Oum and her family are now living in Gaziantep, in the south of the country, close to the border with Syria. There, in a quiet suburb of a city that is now home to more than 300,000 Syrian refugees, I am greeted by Oum’s husband, Salim, an artist. He guides me through a large ornate metal door to a bright, modern-looking ground-floor apartment.
The lack of obvious decorations or pictures on the walls suggests that either the family have not lived here long or are not planning on staying.
I recognise her two smiling boys, Wissam 12, and Zane, 11, from photos and videos Oum sent me. Little Naya, her four-year-old daughter, is at first nervous of the tall foreigner, but is soon beaming from ear to ear.
Oum, wearing a blue denim jacket and traditional black headscarf, greets me warmly and soon begins to talk about conditions in the basement where the family was holed up the last time she spoke to me from Aleppo.
There were more than 100 people without food or water, she says, young and old, babies crying, bombs crashing to earth nearby. There was the fear of arrest once government troops arrived, and for women the fear of rape.
Zane tells me that the room next door was on fire and buildings outside were collapsing. It was terrifying, he says.
Zane’s older brother, Wissam, had his own coping mechanism.
“I just closed my ears to everything and did lots of drawing,” he says. “When I am drawing I forget everything around me. So I forgot the bombs, I forgot the shelling, I focused only on my drawing.”
Her sons’ accounts bring tears to Oum’s eyes.
She remembers, around this time, seeing other families running towards government-controlled West Aleppo to escape the bombing, and trying to warn them that they might be arrested or killed.
“I shouted, ‘Why do you go to death?’ They said to me, ‘Here is also death.’ So, we have no choice.”
In the end, on 22 December, she and her family left too. They were among the last 200 people to be evacuated from East Aleppo, under a deal agreed between the rebels and the Syrian government.
Before they left, Salim remembers, they burned all of their possessions they couldn’t take.
“These were our memories and we didn’t want the Syrian regime to take them or abuse them,” he says. “All we had left was the clothes we were wearing.”
The evacuation bus took them all to Idlib. From there the family made their own way north towards Turkey, where Oum’s mother had already fled. But they had to spend five days on the border, in the cold and rain, waiting for a chance to cross.
“We tried three times and each time we were caught by police,” she says. “Finally we made it over the border and after three hours’ walking we got to my mother’s home.”
Om tells me how all of them were covered in mud from head to toe and were put straight into a hot shower by her mother. A few days later, clean and refreshed, they travelled on to Gaziantep. Here, thanks to her teaching experience, Oum got a job researching children’s programmes for a local television channel.
So things worked out so much better for Oum than I had feared. The family is safe, well-fed and well-clothed – which makes me unprepared for her next statement.

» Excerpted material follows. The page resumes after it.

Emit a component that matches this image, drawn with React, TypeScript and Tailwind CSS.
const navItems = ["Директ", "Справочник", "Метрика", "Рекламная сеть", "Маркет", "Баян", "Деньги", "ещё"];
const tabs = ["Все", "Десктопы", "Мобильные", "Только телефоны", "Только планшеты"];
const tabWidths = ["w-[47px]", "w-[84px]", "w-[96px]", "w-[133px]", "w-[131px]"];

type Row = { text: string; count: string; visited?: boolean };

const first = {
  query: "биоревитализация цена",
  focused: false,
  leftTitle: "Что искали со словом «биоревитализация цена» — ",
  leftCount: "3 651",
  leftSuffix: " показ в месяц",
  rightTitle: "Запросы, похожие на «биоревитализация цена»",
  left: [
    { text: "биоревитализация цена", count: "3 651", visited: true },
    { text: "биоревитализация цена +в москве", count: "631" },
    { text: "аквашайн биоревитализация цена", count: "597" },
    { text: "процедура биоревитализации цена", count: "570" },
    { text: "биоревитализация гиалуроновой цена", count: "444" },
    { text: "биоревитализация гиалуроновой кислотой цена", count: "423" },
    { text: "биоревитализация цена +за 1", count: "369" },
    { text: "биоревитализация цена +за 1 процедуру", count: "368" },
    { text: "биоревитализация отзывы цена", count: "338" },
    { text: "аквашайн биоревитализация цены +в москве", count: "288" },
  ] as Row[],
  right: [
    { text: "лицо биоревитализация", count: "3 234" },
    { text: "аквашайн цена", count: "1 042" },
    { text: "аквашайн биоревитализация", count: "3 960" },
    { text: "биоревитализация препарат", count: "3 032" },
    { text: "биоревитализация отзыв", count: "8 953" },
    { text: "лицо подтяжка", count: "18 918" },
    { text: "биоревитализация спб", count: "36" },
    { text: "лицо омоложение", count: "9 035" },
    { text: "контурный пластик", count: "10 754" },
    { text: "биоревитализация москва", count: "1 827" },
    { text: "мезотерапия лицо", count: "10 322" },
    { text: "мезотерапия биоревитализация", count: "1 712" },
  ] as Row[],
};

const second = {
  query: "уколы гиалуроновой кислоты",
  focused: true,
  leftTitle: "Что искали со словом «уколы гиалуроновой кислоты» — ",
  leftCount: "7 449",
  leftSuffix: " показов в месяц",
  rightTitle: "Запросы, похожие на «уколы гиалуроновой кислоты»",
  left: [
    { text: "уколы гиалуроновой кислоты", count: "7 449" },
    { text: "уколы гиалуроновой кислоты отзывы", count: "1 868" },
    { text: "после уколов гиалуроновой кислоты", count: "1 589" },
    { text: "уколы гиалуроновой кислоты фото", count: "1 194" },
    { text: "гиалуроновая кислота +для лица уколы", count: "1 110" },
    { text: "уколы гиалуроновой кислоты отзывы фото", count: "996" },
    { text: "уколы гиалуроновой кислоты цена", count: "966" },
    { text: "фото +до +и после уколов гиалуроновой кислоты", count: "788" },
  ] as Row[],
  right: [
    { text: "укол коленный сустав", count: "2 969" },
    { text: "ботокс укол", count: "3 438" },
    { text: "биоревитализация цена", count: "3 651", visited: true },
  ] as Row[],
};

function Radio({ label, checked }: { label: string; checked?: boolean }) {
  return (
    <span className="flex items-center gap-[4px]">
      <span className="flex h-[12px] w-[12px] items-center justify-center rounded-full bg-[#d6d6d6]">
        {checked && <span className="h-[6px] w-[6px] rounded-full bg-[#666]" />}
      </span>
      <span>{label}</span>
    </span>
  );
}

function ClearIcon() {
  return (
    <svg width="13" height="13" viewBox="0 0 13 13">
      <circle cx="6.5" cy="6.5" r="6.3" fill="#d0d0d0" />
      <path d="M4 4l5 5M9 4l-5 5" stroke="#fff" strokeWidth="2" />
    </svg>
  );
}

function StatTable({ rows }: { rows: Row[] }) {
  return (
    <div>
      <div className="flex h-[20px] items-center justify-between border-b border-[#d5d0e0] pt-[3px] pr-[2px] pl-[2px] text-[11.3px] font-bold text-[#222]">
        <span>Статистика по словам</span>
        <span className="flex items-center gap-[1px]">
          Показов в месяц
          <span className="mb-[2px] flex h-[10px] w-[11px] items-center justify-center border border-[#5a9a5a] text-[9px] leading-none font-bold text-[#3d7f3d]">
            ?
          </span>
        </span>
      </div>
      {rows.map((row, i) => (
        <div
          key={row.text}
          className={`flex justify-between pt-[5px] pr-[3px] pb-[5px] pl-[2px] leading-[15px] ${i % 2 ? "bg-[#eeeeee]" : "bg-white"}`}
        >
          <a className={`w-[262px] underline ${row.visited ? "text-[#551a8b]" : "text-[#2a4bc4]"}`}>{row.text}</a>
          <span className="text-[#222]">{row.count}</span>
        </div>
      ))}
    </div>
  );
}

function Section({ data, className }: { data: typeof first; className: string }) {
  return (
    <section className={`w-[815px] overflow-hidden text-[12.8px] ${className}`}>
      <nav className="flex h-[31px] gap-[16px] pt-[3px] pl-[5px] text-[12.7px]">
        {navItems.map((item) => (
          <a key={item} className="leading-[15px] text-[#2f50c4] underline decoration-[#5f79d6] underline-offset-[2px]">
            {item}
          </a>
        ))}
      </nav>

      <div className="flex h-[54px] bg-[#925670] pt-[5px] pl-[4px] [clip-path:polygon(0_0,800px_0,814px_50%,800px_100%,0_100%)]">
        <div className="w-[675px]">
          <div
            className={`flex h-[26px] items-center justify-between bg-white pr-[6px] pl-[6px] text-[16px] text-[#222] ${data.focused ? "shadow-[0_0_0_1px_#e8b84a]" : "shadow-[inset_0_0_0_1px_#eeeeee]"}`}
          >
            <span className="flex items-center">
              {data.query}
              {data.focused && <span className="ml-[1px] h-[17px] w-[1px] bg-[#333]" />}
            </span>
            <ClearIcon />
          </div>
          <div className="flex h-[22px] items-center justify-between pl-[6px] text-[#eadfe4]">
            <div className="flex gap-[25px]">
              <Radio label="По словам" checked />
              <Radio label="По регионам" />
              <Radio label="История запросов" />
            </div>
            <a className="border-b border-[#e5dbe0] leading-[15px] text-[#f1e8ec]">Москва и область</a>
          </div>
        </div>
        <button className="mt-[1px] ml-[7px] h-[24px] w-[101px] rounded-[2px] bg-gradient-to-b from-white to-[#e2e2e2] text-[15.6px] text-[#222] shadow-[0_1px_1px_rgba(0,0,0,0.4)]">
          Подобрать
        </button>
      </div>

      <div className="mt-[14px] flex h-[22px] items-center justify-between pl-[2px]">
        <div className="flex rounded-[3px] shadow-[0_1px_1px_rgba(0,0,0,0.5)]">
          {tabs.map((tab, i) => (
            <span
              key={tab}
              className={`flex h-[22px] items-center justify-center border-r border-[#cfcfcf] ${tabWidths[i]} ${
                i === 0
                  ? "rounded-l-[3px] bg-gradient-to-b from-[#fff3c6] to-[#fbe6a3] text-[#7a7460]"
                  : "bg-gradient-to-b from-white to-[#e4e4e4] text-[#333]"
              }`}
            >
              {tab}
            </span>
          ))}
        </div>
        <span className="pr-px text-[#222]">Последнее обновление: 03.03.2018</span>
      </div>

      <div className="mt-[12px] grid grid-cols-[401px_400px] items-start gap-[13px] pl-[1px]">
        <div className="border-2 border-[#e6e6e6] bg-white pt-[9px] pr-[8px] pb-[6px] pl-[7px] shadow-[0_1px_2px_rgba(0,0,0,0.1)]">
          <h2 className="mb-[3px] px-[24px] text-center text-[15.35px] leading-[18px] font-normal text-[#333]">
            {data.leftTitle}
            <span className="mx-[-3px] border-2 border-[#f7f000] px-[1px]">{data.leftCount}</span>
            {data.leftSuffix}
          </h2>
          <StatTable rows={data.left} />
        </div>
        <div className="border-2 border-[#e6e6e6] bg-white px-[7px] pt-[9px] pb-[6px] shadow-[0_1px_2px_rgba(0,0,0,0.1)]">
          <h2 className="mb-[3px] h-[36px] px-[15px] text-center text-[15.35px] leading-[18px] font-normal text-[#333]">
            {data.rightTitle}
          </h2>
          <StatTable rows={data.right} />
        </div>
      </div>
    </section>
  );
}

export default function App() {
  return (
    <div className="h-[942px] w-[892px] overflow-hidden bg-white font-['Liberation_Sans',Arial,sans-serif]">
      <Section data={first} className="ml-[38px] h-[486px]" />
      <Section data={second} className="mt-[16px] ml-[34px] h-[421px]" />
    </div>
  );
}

“This is not my country. I can’t live here, I can’t,” she says.
“So we decide, my husband, even my kids. We hold a meeting and make a decision to go back to Syria. There are so many kids that need me there. I still am strong. Here I’m weak. If I come back to Syria I will be more strong.”
What I am hearing seems hard to believe, so I press for confirmation.
“So, having finally reached safety after months under shell fire and bombing, you are going to leave this smart, secure flat and go back to Syria with your children?” I ask.
“I want to go back, even (though) I know that it’s so dangerous for my family,” she replies.
“Maybe others think me crazy, but I say to them: ‘You don’t know what country means.'”
Salim nods his head in agreement. But what about the children, I wonder, what do they think? Sweet little Naya, at just four years old, is too young to ask. But the boys?
Having been through so much at such a young age, and knowing what may await them back in Syria, do they really want to do this, I ask 12-year-old Wissam. His words say one thing, but his eyes, which begin to brim with tears as he answers, seem to say another.
To die in my own country is better than living outside of itWissam, aged 12
“I am not happy here because all of my memories are in Aleppo,” he says. “So I’ll be happy to go back because at least I will be in my country.”
He then adds: “To die in my own country is better than living outside of it.”
Is a child of this age really capable of making a decision such as this? I am not convinced. But there is no doubting the tight bonds that glue this remarkable family together.
Although Salim believes that the family’s home in East Aleppo is still standing, they have no plans to return there just yet. He says he has heard there is little left to return to. No electricity, no water and no work.
Plus, Salim adds, there is a possibility that he and Oum might be arrested by the Syrian regime. Instead they aim to join his relatives in a rural area of rebel-controlled Idlib province.
To an outsider, including my Syrian translator, this plan seems unwise, particularly given that Idlib could become the next big battlefield in Syria. But the family insist that they have made their decision.
Oum tells me how she has brought soil with her from the graveyard in East Aleppo where some of her relatives were buried. She plans to use it to plant “Aleppo trees” when they get to their new home from home in Idlib.
I ask her again why she is doing this, why she is risking so much to go back? This is her answer:
“We don’t want anything impossible, just our freedom, social justice and liberty. We have the right to be free.”